Our response to these shifts often stops with simplistic exhortations to either adopt or avoid the torrent of images. We either argue that electronic media have rendered old ways of doing church obsolete or that the new electronic storm is something to be resisted by creating a counterculture. These are not invalid responses; they are simply insufficient.

With Both Eyes Open

Like Mr. No Depth Perception, we are quite unaware of the limitations and dangers of our disability, sharing instead in his enthusiasm. Heralding the high virtue of efficiency and effectiveness, we eagerly embrace new media and technologies, assuming they will get the gospel message out better and faster. But prior to making decisions about how to appropriate new media, we must take seriously the role of technology and media in our culture and in the church.

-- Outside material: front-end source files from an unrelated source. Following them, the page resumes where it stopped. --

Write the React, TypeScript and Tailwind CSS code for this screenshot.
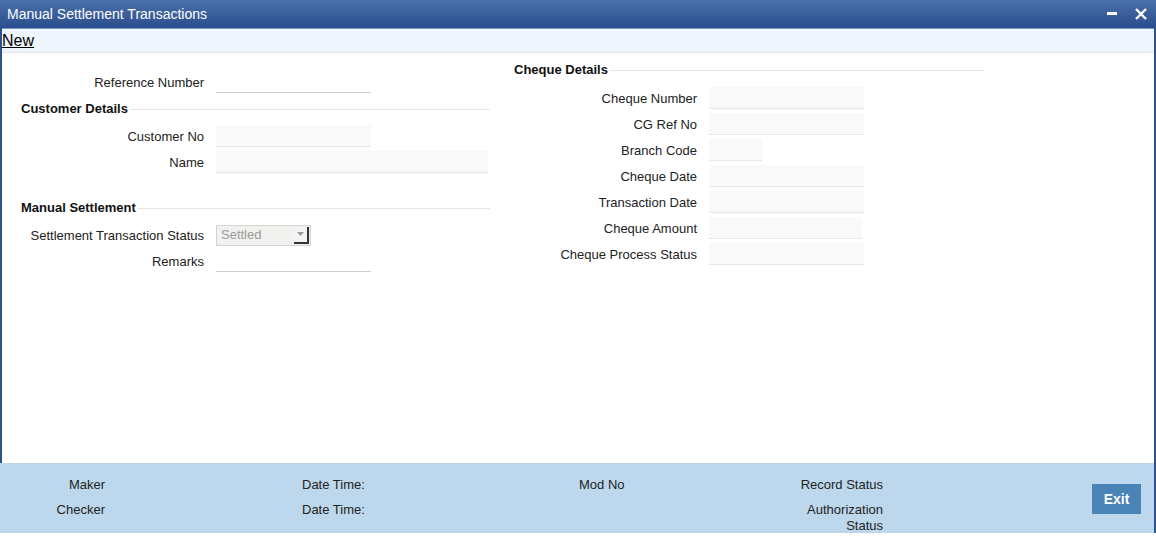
import React from "react";

const font = { fontFamily: '"Liberation Sans", Arial, sans-serif' };

const Field = ({ label, width, kind }: { label: string; width: string; kind: "line" | "box" }) => (
  <div className="flex h-[26px] items-center">
    <div className="w-[204px] text-right pt-px text-[13px] text-[#222]">{label}</div>
    <div
      className={`ml-[12px] h-[22px] ${width} ${
        kind === "box" ? "bg-[#f9f9f9] border-b border-[#e6e6e6]" : "border-b border-[#cfcfcf]"
      }`}
    />
  </div>
);

const RightField = ({ label, width }: { label: string; width: string }) => (
  <div className="flex h-[26px] items-center">
    <div className="w-[183px] text-right pt-px text-[13px] text-[#222]">{label}</div>
    <div className={`ml-[12px] h-[22px] bg-[#f9f9f9] border-b border-[#e6e6e6] ${width}`} />
  </div>
);

const Section = ({ title, lineWidth }: { title: string; lineWidth: string }) => (
  <div className={`flex h-[26px] items-center ${lineWidth}`}>
    <span className="text-[13px] font-bold text-[#111] whitespace-nowrap">{title}</span>
    <div className="flex-1 h-px bg-[#e6e6e6] ml-[2px]" />
  </div>
);

export default function App() {
  return (
    <div className="w-[1156px] h-[541px] bg-white overflow-hidden" style={font}>
      <div className="h-[533px] flex flex-col border-x-2 border-[#2d5291]">
        {/* title bar */}
        <div className="h-[28px] flex items-center bg-gradient-to-b from-[#4b70aa] to-[#2a4e8d] -mx-[2px]">
          <span className="ml-[7px] text-white text-[14px]">Manual Settlement Transactions</span>
          <div className="ml-auto flex items-center gap-[18px] mr-[9px]">
            <svg width="10" height="4" viewBox="0 0 10 4">
              <rect x="0" y="0" width="10" height="3" fill="#fff" />
            </svg>
            <svg width="12" height="12" viewBox="0 0 12 12">
              <path d="M1 1 L11 11 M11 1 L1 11" stroke="#fff" strokeWidth="2.4" />
            </svg>
          </div>
        </div>
        {/* toolbar */}
        <div className="h-[25px] flex items-center bg-[#eef5fd] border-t border-[#7a96c0] border-b border-b-[#e2e6ea]">
          <span className="text-[16px] text-black underline leading-none">New</span>
        </div>
        {/* body */}
        <div className="flex-1 flex">
          <div className="w-[490px] flex flex-col pt-[16px] -ml-[2px]">
            <Field label="Reference Number" width="w-[155px]" kind="line" />
            <div className="ml-[21px] mt-px">
              <Section title="Customer Details" lineWidth="w-[469px]" />
            </div>
            <div className="mt-px">
              <Field label="Customer No" width="w-[155px]" kind="box" />
            </div>
            <Field label="Name" width="w-[272px]" kind="box" />
            <div className="ml-[21px] mt-[20px]">
              <Section title="Manual Settlement" lineWidth="w-[469px]" />
            </div>
            <div className="mt-px flex h-[26px] items-center">
              <div className="w-[204px] text-right pt-px text-[13px] text-[#222]">Settlement Transaction Status</div>
              <div className="ml-[12px] w-[95px] h-[21px] bg-[#f1f1ef] border border-[#d4d4d0] flex items-center">
                <span className="ml-[4px] text-[13px] text-[#9a9a9a]">Settled</span>
                <div className="ml-auto mr-px w-[15px] h-[17px] bg-[#f3f3f3] border-r-2 border-b-2 border-[#333] flex items-center justify-center">
                  <svg width="7" height="4" viewBox="0 0 7 4">
                    <path d="M0 0 L7 0 L3.5 4 Z" fill="#9a9a9a" />
                  </svg>
                </div>
              </div>
            </div>
            <Field label="Remarks" width="w-[155px]" kind="line" />
          </div>
          <div className="ml-[24px] flex flex-col pt-[4px]">
            <Section title="Cheque Details" lineWidth="w-[470px]" />
            <div className="mt-[2px] flex flex-col">
              <RightField label="Cheque Number" width="w-[155px]" />
              <RightField label="CG Ref No" width="w-[155px]" />
              <RightField label="Branch Code" width="w-[53px]" />
              <RightField label="Cheque Date" width="w-[155px]" />
              <RightField label="Transaction Date" width="w-[155px]" />
              <RightField label="Cheque Amount" width="w-[153px]" />
              <RightField label="Cheque Process Status" width="w-[155px]" />
            </div>
          </div>
        </div>
        {/* footer */}
        <div className="h-[70px] bg-[#bdd8ec] flex items-start pt-[14px] text-[13px] text-[#222] leading-4 -ml-[2px]">
          <div className="w-[105px] flex flex-col gap-[9px] text-right">
            <span>Maker</span>
            <span>Checker</span>
          </div>
          <div className="ml-[197px] w-[277px] flex flex-col gap-[9px]">
            <span>Date Time:</span>
            <span>Date Time:</span>
          </div>
          <div className="w-[150px]">Mod No</div>
          <div className="w-[154px] flex flex-col gap-[9px] text-right">
            <span>Record Status</span>
            <span>
              Authorization
              <br />
              Status
            </span>
          </div>
          <button className="ml-auto mr-[13px] mt-[7px] w-[49px] h-[30px] bg-[#4a83b5] text-white text-[14px] font-semibold">
            Exit
          </button>
        </div>
      </div>
    </div>
  );
}
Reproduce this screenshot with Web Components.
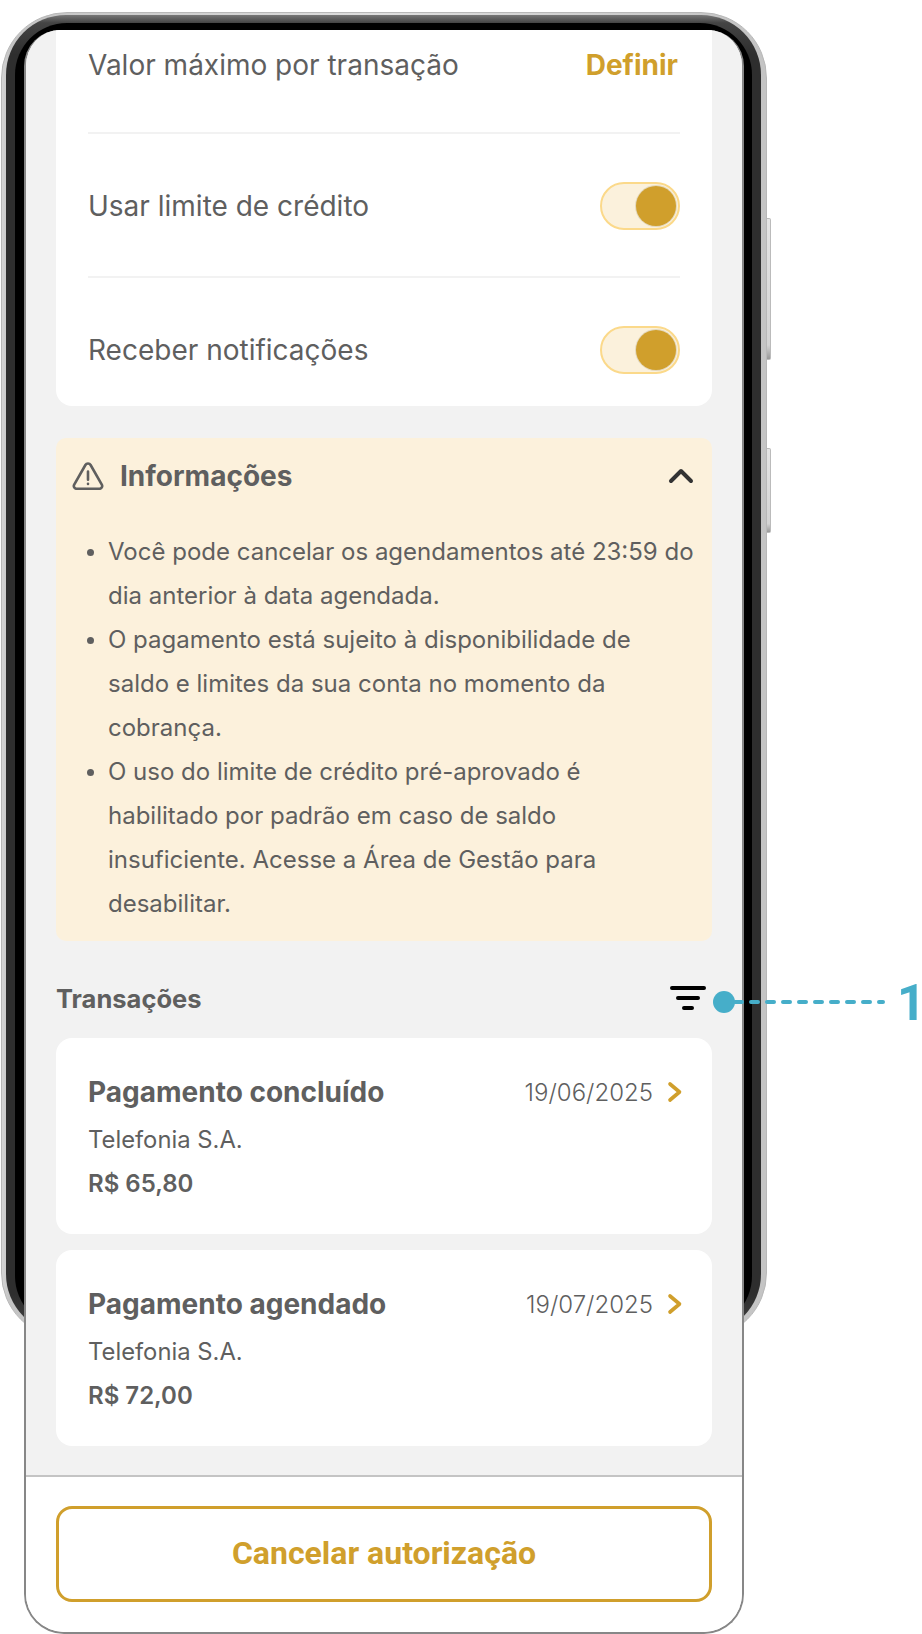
<!DOCTYPE html>
<html lang="pt-BR">
<head>
<meta charset="utf-8">
<title>Autorização</title>
<style>
  html, body { margin: 0; padding: 0; background: #fff; }
  body { width: 922px; height: 1634px; overflow: hidden; font-family: Inter, "Liberation Sans", sans-serif; }
</style>
</head>
<body>

<phone-mockup></phone-mockup>

<template id="phone-tpl">
  <style>
    :host { display: block; position: relative; width: 922px; height: 1634px; overflow: hidden; }
    .shell {
      position: absolute; left: 1px; top: 12px; width: 766px; height: 1327px;
      box-sizing: border-box; border-radius: 66px;
      background: linear-gradient(90deg, #d4d4d4, #c4c4c4 1%, #dedede 50%, #c4c4c4 99%); border: 1px solid #b8b8b8;
    }
    .shell::before {
      content: ''; position: absolute; inset: 2px 5px 4px 4px; border-radius: 60px;
      background: linear-gradient(#777, #444 .6%, #2e2e2e 3%, #2e2e2e 97%, #444);
    }
    .shell::after {
      content: ''; position: absolute; inset: 10px 14px 10px 13px; border-radius: 52px; background: #000;
    }
    .btn { position: absolute; left: 767px; width: 4px; box-sizing: border-box; background: linear-gradient(#e4e4e4, #d4d4d4 90%, #999); border: 1px solid #bbb; border-left: 0; border-radius: 0 2px 2px 0; }
    .b1 { top: 218px; height: 142px; }
    .b2 { top: 448px; height: 85px; }
    .screen {
      position: relative; margin: 30px 0 0 24px; width: 720px; height: 1604px;
      box-sizing: border-box; border: solid #878787; border-width: 0 2px 2px 2px;
      border-radius: 36px 36px 40px 40px; background: #fff; overflow: hidden;
      display: flex; flex-direction: column;
    }
    .scroll {
      flex: 1; min-height: 0; background: #f2f2f2; padding: 0 30px;
      display: flex; flex-direction: column;
    }
    .foot { border-top: 2px solid #c4c4c4; padding: 29px 30px 30px; background: #fff; }
  </style>
  <div class="shell"></div>
  <div class="btn b1"></div>
  <div class="btn b2"></div>
  <div class="screen">
    <div class="scroll">
      <settings-card></settings-card>
      <info-panel></info-panel>
      <tx-header></tx-header>
      <tx-card title="Pagamento concluído" date="19/06/2025" who="Telefonia S.A." amount="R$ 65,80"></tx-card>
      <tx-card title="Pagamento agendado" date="19/07/2025" who="Telefonia S.A." amount="R$ 72,00" style="margin-top:16px"></tx-card>
    </div>
    <div class="foot"><outline-button>Cancelar autorização</outline-button></div>
  </div>
  <call-out></call-out>
</template>

<template id="settings-tpl">
  <style>
    :host { display: block; background: #fff; border-radius: 0 0 16px 16px; padding: 0 32px; height: 376px; box-sizing: border-box; color: #5f5f5f; font: 400 28px Inter, sans-serif; }
    .row { display: flex; align-items: center; justify-content: space-between; box-sizing: border-box; }
    .r1 { height: 104px; padding-bottom: 33px; border-bottom: 2px solid #f2f2f2; }
    .r2 { height: 144px; padding-top: 2px; border-bottom: 2px solid #f2f2f2; }
    .r3 { height: 128px; padding-bottom: 32px; padding-top: 48px; }
    .def { font: 700 28px Inter, sans-serif; color: #d09f2c; margin-right: 2px; }
  </style>
  <div class="row r1"><span>Valor máximo por transação</span><span class="def">Definir</span></div>
  <div class="row r2"><span>Usar limite de crédito</span><toggle-switch></toggle-switch></div>
  <div class="row r3"><span>Receber notificações</span><toggle-switch></toggle-switch></div>
</template>

<template id="toggle-tpl">
  <style>
    :host { display: block; width: 80px; height: 48px; box-sizing: border-box; border: 2px solid #fbd98a; border-radius: 24px; background: #fbf1dc; position: relative; }
    i { position: absolute; right: 2px; top: 2px; width: 40px; height: 40px; border-radius: 50%; background: #d09f2c; box-shadow: 0 0 0 1px #e3d8bd; }
  </style>
  <i></i>
</template>

<template id="info-tpl">
  <style>
    :host { display: block; margin-top: 32px; height: 503px; box-sizing: border-box; background: #fcf1dc; border-radius: 10px; color: #5f5f5f; }
    header { display: flex; align-items: center; height: 78px; box-sizing: border-box; padding: 0 18px 2px 16px; }
    h3 { flex: 1; margin: 0 0 0 16px; font: 700 28px Inter, sans-serif; }
    ul { margin: 0; padding: 14px 16px 0 52px; list-style: none; font: 400 24px/44px Inter, sans-serif; }
    li { position: relative; }
    li::before { content: ''; position: absolute; left: -21px; top: 19px; width: 7px; height: 7px; border-radius: 50%; background: #5f5f5f; }
  </style>
  <header>
    <svg width="32" height="28" viewBox="0 0 32 28" fill="none" stroke="#5f5f5f" stroke-width="2.6" stroke-linecap="round" stroke-linejoin="round">
      <path d="M13.4 3 2.2 22.6A2.8 2.8 0 0 0 4.6 26.8h22.8a2.8 2.8 0 0 0 2.4-4.2L18.6 3a3 3 0 0 0-5.2 0Z"/>
      <path d="M16 9.5v8.2M16 21.8v.2"/>
    </svg>
    <h3>Informações</h3>
    <svg width="26" height="16" viewBox="0 0 26 16" fill="none" stroke="#333" stroke-width="4" stroke-linecap="round" stroke-linejoin="round"><path d="M3 13 13 3l10 10"/></svg>
  </header>
  <ul>
    <li>Você pode cancelar os agendamentos até 23:59 do dia anterior à data agendada.</li>
    <li>O pagamento está sujeito à disponibilidade de saldo e limites da sua conta no momento da cobrança.</li>
    <li>O uso do limite de crédito pré-aprovado é habilitado por padrão em caso de saldo insuficiente. Acesse a Área de Gestão para desabilitar.</li>
  </ul>
</template>

<template id="txhead-tpl">
  <style>
    :host { display: flex; align-items: center; justify-content: space-between; height: 97px; padding: 16px 5px 0 0; box-sizing: border-box; color: #5f5f5f; font: 700 25.5px Inter, sans-serif; }
    span { margin-top: 2px; }
  </style>
  <span>Transações</span>
  <svg width="38" height="26" viewBox="0 0 38 26" fill="none" stroke="#000" stroke-width="4" stroke-linecap="round"><path d="M3 3h32M9 13h20M15 23h8"/></svg>
</template>

<template id="txcard-tpl">
  <style>
    :host { display: block; background: #fff; border-radius: 16px; height: 196px; box-sizing: border-box; padding: 34px 29px 0 32px; color: #5f5f5f; }
    .top { display: flex; align-items: center; height: 40px; }
    b { flex: 1; font: 700 28px Inter, sans-serif; }
    .date { font: 300 24px Inter, sans-serif; margin-right: 14px; }
    .who { font: 400 23.8px/28px Inter, sans-serif; margin-top: 14px; }
    .amt { font: 600 24px/28px Inter, sans-serif; margin-top: 16px; }
  </style>
  <div class="top">
    <b id="t"></b><span class="date" id="d"></span>
    <svg width="16" height="22" viewBox="0 0 16 22" fill="none" stroke="#d09f2c" stroke-width="3.6" stroke-linecap="round" stroke-linejoin="round"><path d="M3 3l9.5 8L3 19"/></svg>
  </div>
  <div class="who" id="w"></div>
  <div class="amt" id="a"></div>
</template>

<template id="btn-tpl">
  <style>
    :host { display: flex; align-items: center; justify-content: center; height: 96px; padding-bottom: 2px; box-sizing: border-box; border: 3px solid #d09f2c; border-radius: 16px; color: #d09f2c; font: 700 32px Roboto, sans-serif; }
  </style>
  <slot></slot>
</template>

<template id="callout-tpl">
  <style>
    :host { position: absolute; left: 713px; top: 986px; width: 209px; height: 60px; display: block; color: #46aec9; }
    i { position: absolute; left: 0; top: 5px; width: 22px; height: 22px; border-radius: 50%; background: #46aec9; }
    svg { position: absolute; left: 20px; top: 12px; }
    span { position: absolute; left: 184px; top: -13px; font: 700 50px/60px Roboto, sans-serif; }
  </style>
  <i></i>
  <svg width="152" height="8" viewBox="0 0 152 8" fill="none" stroke="#46aec9" stroke-width="4" stroke-linecap="round" stroke-dasharray="7 9"><path d="M2 4h148"/></svg>
  <span>1</span>
</template>

<script>
  // every element just clones its template into an open root
  function cloneFrom(el, id) {
    const root = el.attachShadow({ mode: 'open' });
    root.appendChild(document.getElementById(id).content.cloneNode(true));
    return root;
  }
  const simple = {
    'phone-mockup': 'phone-tpl',
    'settings-card': 'settings-tpl',
    'toggle-switch': 'toggle-tpl',
    'info-panel': 'info-tpl',
    'tx-header': 'txhead-tpl',
    'outline-button': 'btn-tpl',
    'call-out': 'callout-tpl'
  };
  for (const tag in simple) {
    customElements.define(tag, class extends HTMLElement {
      connectedCallback() { if (!this.shadowRoot) cloneFrom(this, simple[tag]); }
    });
  }
  class TxCard extends HTMLElement {
    connectedCallback() {
      const root = cloneFrom(this, 'txcard-tpl');
      root.getElementById('t').textContent = this.getAttribute('title');
      root.getElementById('d').textContent = this.getAttribute('date');
      root.getElementById('w').textContent = this.getAttribute('who');
      root.getElementById('a').textContent = this.getAttribute('amount');
    }
  }
  customElements.define('tx-card', TxCard);
</script>
</body>
</html>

To perceive media and technology with both eyes open, we cannot simply list the various benefits and liabilities of all new and existing media in hopes of understanding their power and meaning. Instead, the task before us requires an entirely different approach to analyzing media, recognizing them not simply as conduits or pipelines (i.e., neutral purveyors of information), but rather as dynamic forces with power to shape us, regardless of content. Such an approach invites us to ask different questions, better questions, and moves us beyond the oversimplified but common belief that media forms can be deemed good or bad based on how they are used. This perspective is deeply entrenched in the assumption that a medium can be considered "redeemable" if it dispenses the gospel or educational information, but "evil" if it distributes sex and violence. It is imperative we move beyond this paradigm and realize that our forms of media and technology are primary forces that cause changes in our philosophy, theology, culture, and ultimately the way we do church.